The Mortgage Corner
The National Association of Home Builders just announced that home builder confidence soared to the highest level since 2006, the height of the housing bubble. This can only mean more new-home construction to fill the pent up demand for housing after 4 years of housing depression.
Builder confidence in the market for newly built, single-family homes rose six points to 57 on the Association of Home Builders/Wells Fargo Housing Market Index (HMI) for July, released today. This is the index’s third consecutive monthly gain and its strongest reading since January of 2006.
“Builders are seeing more motivated buyers coming through their doors as the inventory of existing homes for sale continues to tighten,” noted NAHB Chief Economist David Crowe. “Meanwhile, as the infrastructure that supplies home building returns, some previously skyrocketing building material costs have begun to soften.”

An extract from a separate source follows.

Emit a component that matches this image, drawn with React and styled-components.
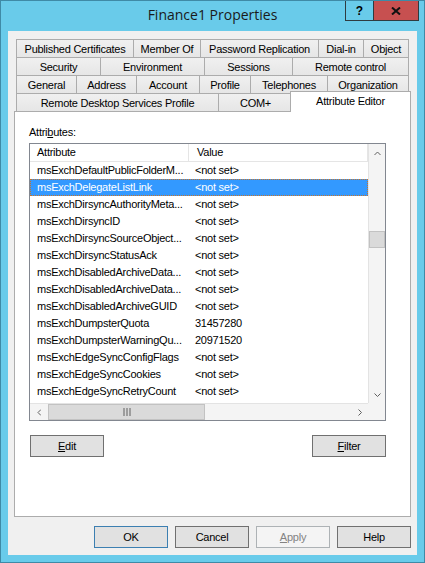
import React from 'react'
import styled, { css, createGlobalStyle } from 'styled-components'

const GlobalStyle = createGlobalStyle`
  html, body {
    margin: 0;
    padding: 0;
    background: #69cbea;
  }
  * { box-sizing: border-box; }
`

const Window = styled.div`
  width: 425px;
  height: 563px;
  background: #69cbea;
  border: 1px solid #3f8aa6;
  display: flex;
  flex-direction: column;
  font-family: "Liberation Sans", Arial, sans-serif;
  font-size: 11px;
  letter-spacing: -0.25px;
  color: #000;
`

const TitleBar = styled.div`
  height: 30px;
  display: grid;
  grid-template-columns: 1fr auto 1fr;
  align-items: start;
`

const Title = styled.div`
  grid-column: 2;
  font-family: "Open Sans", "Noto Sans", sans-serif;
  font-size: 14px;
  letter-spacing: 0;
  line-height: 28px;
  color: #1a1a1a;
`

const CaptionButtons = styled.div`
  grid-column: 3;
  display: flex;
  justify-content: flex-end;
  padding-right: 5px;
`

const CaptionButton = styled.div`
  height: 20px;
  width: ${p => (p.$close ? 46 : 29)}px;
  margin-left: ${p => (p.$close ? -1 : 0)}px;
  border: 1px solid #2f3b40;
  border-top: none;
  background: ${p => (p.$close ? '#c75050' : 'transparent')};
  display: flex;
  align-items: center;
  justify-content: center;
  font-weight: bold;
  font-size: 12px;
  letter-spacing: 0;
`

const Client = styled.div`
  flex: 1;
  margin: 0 7px 7px;
  background: #f0f0f0;
  padding: 8px 6px 7px;
  display: flex;
  flex-direction: column;
`

const TabStrip = styled.div`
  margin: 0 2px;
  display: flex;
  flex-direction: column;
`

const TabRow = styled.div`
  display: flex;
  height: 18px;
`

const Tab = styled.div`
  flex: ${p => (p.$w ? `0 0 ${p.$w}px` : '1 1 auto')};
  height: 18px;
  border: 1px solid #acacac;
  border-bottom: none;
  border-right: none;
  &:last-child { border-right: 1px solid #acacac; }
  background: linear-gradient(#f0f0f0, #e6e6e6);
  display: flex;
  align-items: center;
  justify-content: center;
  padding-top: 1px;
  white-space: nowrap;

  ${p => p.$active && css`
    background: #fff;
    height: 21px;
    margin: -2px -2px 0 -2px;
    padding-top: 0;
    padding-bottom: 3px;
    position: relative;
    z-index: 1;
  `}
`

const Panel = styled.div`
  flex: 1;
  background: #fff;
  border: 1px solid #acacac;
  padding: 14px 0 0 14px;
`

const FieldLabel = styled.div`
  height: 13px;
  line-height: 13px;
  margin-bottom: 4px;
`

const ListBox = styled.div`
  width: 357px;
  height: 278px;
  border: 1px solid #828790;
  background: #fff;
  display: grid;
  grid-template-columns: 1fr 17px;
  grid-template-rows: 1fr 17px;
`

const ListContent = styled.div`
  overflow: hidden;
`

const HeaderRow = styled.div`
  display: flex;
  height: 18px;
  border-bottom: 1px solid #e5e5e5;
`

const HeaderCell = styled.div`
  flex: ${p => (p.$w ? `0 0 ${p.$w}px` : '1 1 auto')};
  border-right: 1px solid #e5e5e5;
  padding-left: ${p => p.$pad}px;
  line-height: 17px;
`

const Row = styled.div`
  display: flex;
  height: 17px;
  line-height: 17px;
  ${p => p.$selected && css`
    background: #3399ff;
    color: #fff;
    outline: 1px dotted #c8742a;
    outline-offset: -1px;
  `}
`

const Cell = styled.div`
  flex: ${p => (p.$w ? `0 0 ${p.$w}px` : '1 1 auto')};
  padding-left: ${p => p.$pad}px;
  white-space: nowrap;
  overflow: hidden;
`

const VScroll = styled.div`
  background: #f4f4f4;
  border-left: 1px solid #e3e3e3;
  display: flex;
  flex-direction: column;
`

const HScroll = styled.div`
  background: #f4f4f4;
  border-top: 1px solid #e3e3e3;
  display: flex;
`

const ArrowBtn = styled.div`
  flex: 0 0 17px;
  display: flex;
  align-items: center;
  justify-content: center;
`

const Track = styled.div`
  flex: 1;
  display: flex;
  flex-direction: ${p => (p.$vertical ? 'column' : 'row')};
`

const Thumb = styled.div`
  background: #dadada;
  border: 1px solid #c2c2c2;
  display: flex;
  align-items: center;
  justify-content: center;
  ${p => p.$vertical
    ? css`height: 17px; margin-top: 70px;`
    : css`width: 157px; margin-left: 1px;`}
`

const Corner = styled.div`
  background: #f4f4f4;
`

const ActionRow = styled.div`
  width: 357px;
  display: flex;
  justify-content: space-between;
  padding-left: 1px;
  margin-top: 14px;
`

const Button = styled.button`
  width: 74px;
  height: 22px;
  padding: 0;
  font: inherit;
  letter-spacing: inherit;
  color: #000;
  background: #e1e1e1;
  border: 1px solid ${p => (p.$default ? '#3c7fb1' : '#707070')};
  &:disabled {
    background: #f4f4f4;
    border-color: #adb2b5;
    color: #838383;
  }
`

const Footer = styled.div`
  display: flex;
  justify-content: flex-end;
  gap: 7px;
  margin-top: 9px;
`

const chevrons = {
  up: { w: 7, h: 4, pts: '0.5,4 3.5,1 6.5,4' },
  down: { w: 7, h: 4, pts: '0.5,0.5 3.5,3.5 6.5,0.5' },
  left: { w: 4, h: 7, pts: '4,0.5 1,3.5 4,6.5' },
  right: { w: 4, h: 7, pts: '0.5,0.5 3.5,3.5 0.5,6.5' }
}

const Chevron = ({ dir }) => {
  const c = chevrons[dir]
  return (
    <svg width={c.w} height={c.h} viewBox={`0 0 ${c.w} ${c.h}`}>
      <polyline points={c.pts} fill="none" stroke="#606060" strokeWidth="1" />
    </svg>
  )
}

const Grip = () => (
  <svg width="8" height="8" viewBox="0 0 8 8">
    <rect x="0.5" y="0" width="1" height="8" fill="#606060" />
    <rect x="3.5" y="0" width="1" height="8" fill="#606060" />
    <rect x="6.5" y="0" width="1" height="8" fill="#606060" />
  </svg>
)

const CloseGlyph = () => (
  <svg width="10" height="8" viewBox="0 0 10 8">
    <path d="M1 0.5 L9 7.5 M9 0.5 L1 7.5" stroke="#111" strokeWidth="2" />
  </svg>
)

const tabRows = [
  [['Published Certificates', 117], ['Member Of', 67], ['Password Replication', 118], ['Dial-in', 45], ['Object']],
  [['Security', 84], ['Environment', 104], ['Sessions', 88], ['Remote control']],
  [['General', 60], ['Address', 60], ['Account', 63], ['Profile', 51], ['Telephones', 77], ['Organization']],
  [['Remote Desktop Services Profile', 202], ['COM+', 74], ['Attribute Editor', null, true]]
]

const attributes = [
  ['msExchDefaultPublicFolderM...', '<not set>'],
  ['msExchDelegateListLink', '<not set>'],
  ['msExchDirsyncAuthorityMeta...', '<not set>'],
  ['msExchDirsyncID', '<not set>'],
  ['msExchDirsyncSourceObject...', '<not set>'],
  ['msExchDirsyncStatusAck', '<not set>'],
  ['msExchDisabledArchiveData...', '<not set>'],
  ['msExchDisabledArchiveData...', '<not set>'],
  ['msExchDisabledArchiveGUID', '<not set>'],
  ['msExchDumpsterQuota', '31457280'],
  ['msExchDumpsterWarningQu...', '20971520'],
  ['msExchEdgeSyncConfigFlags', '<not set>'],
  ['msExchEdgeSyncCookies', '<not set>'],
  ['msExchEdgeSyncRetryCount', '<not set>']
]

const App = () => {
  return (
    <>
      <GlobalStyle />
      <Window>
        <TitleBar>
          <Title>Finance1 Properties</Title>
          <CaptionButtons>
            <CaptionButton>?</CaptionButton>
            <CaptionButton $close><CloseGlyph /></CaptionButton>
          </CaptionButtons>
        </TitleBar>

        <Client>
          <TabStrip>
            {tabRows.map((row, i) => (
              <TabRow key={i}>
                {row.map(([label, w, active]) => (
                  <Tab key={label} $w={w} $active={active}>{label}</Tab>
                ))}
              </TabRow>
            ))}
          </TabStrip>

          <Panel>
            <FieldLabel>Attri<u>b</u>utes:</FieldLabel>
            <ListBox>
              <ListContent>
                <HeaderRow>
                  <HeaderCell $w={159} $pad={7}>Attribute</HeaderCell>
                  <HeaderCell $pad={8}>Value</HeaderCell>
                </HeaderRow>
                {attributes.map(([name, value], i) => (
                  <Row key={i} $selected={i === 1}>
                    <Cell $w={159} $pad={7}>{name}</Cell>
                    <Cell $pad={6}>{value}</Cell>
                  </Row>
                ))}
              </ListContent>
              <VScroll>
                <ArrowBtn><Chevron dir="up" /></ArrowBtn>
                <Track $vertical>
                  <Thumb $vertical />
                </Track>
                <ArrowBtn><Chevron dir="down" /></ArrowBtn>
              </VScroll>
              <HScroll>
                <ArrowBtn><Chevron dir="left" /></ArrowBtn>
                <Track>
                  <Thumb><Grip /></Thumb>
                </Track>
                <ArrowBtn><Chevron dir="right" /></ArrowBtn>
              </HScroll>
              <Corner />
            </ListBox>
            <ActionRow>
              <Button><u>E</u>dit</Button>
              <Button><u>F</u>ilter</Button>
            </ActionRow>
          </Panel>

          <Footer>
            <Button $default>OK</Button>
            <Button>Cancel</Button>
            <Button disabled><u>A</u>pply</Button>
            <Button>Help</Button>
          </Footer>
        </Client>
      </Window>
    </>
  )
}

export default App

That brings up the subject of inflation, as building material prices are bound to rise with the increase in demand for new homes. And the Consumer Price Index is rising, but it also means housing prices are rising, a good thing. Housing prices tend to rise with inflation—in fact, are a sign of rising inflation—as do interest rates. So it will be a race for homeowners to get in on any bargains left with Bernanke’s Federal Reserve determined to slow down QE3 purchases this year.
Year-on-year, overall CPI inflation jumped to 1.8 percent from 1.4 percent in May (seasonally adjusted). The core rate posted at 1.6 percent, compared to 1.7 percent. By major components outside the core, most of the rise was in energy, up 3.4 percent. Gasoline surged 6.3 after no change in May. Advances for shelter, medical care, and apparel accounted for most of the rise in the core measure, with increases in the indexes for new vehicles and household furnishings and operations also contributing.
A major reason for the surge in builder confidence is also the lean inventory of existing home sales. The home resale market is surging, up 4.2 percent to an annual sales rate of 5.18 million which is the highest since the home stimulus credits of late 2009. The gain is centered in the key single-family home category which is up 5.0 percent in the May report.
This is while the median price is up 8.4 percent in May alone, to a recovery best $208,000. The average price, at $255,300, is up 5.6 percent in the month. Year-on-year gains are 15.4 percent for the median price and 11.2 percent for the average.
Lack of supply is a key factor behind the price surge, as we said, and the reason for so much builder optimism. More supply did come into the market in May, totaling 2.22 million homes for sales vs 2.15 million in April, but declined relative to the surging sales rate. Supply measured against sales is at 5.1 months vs 5.2 months in April in a reading that points to further price strength for housing construction and new home sales, as well.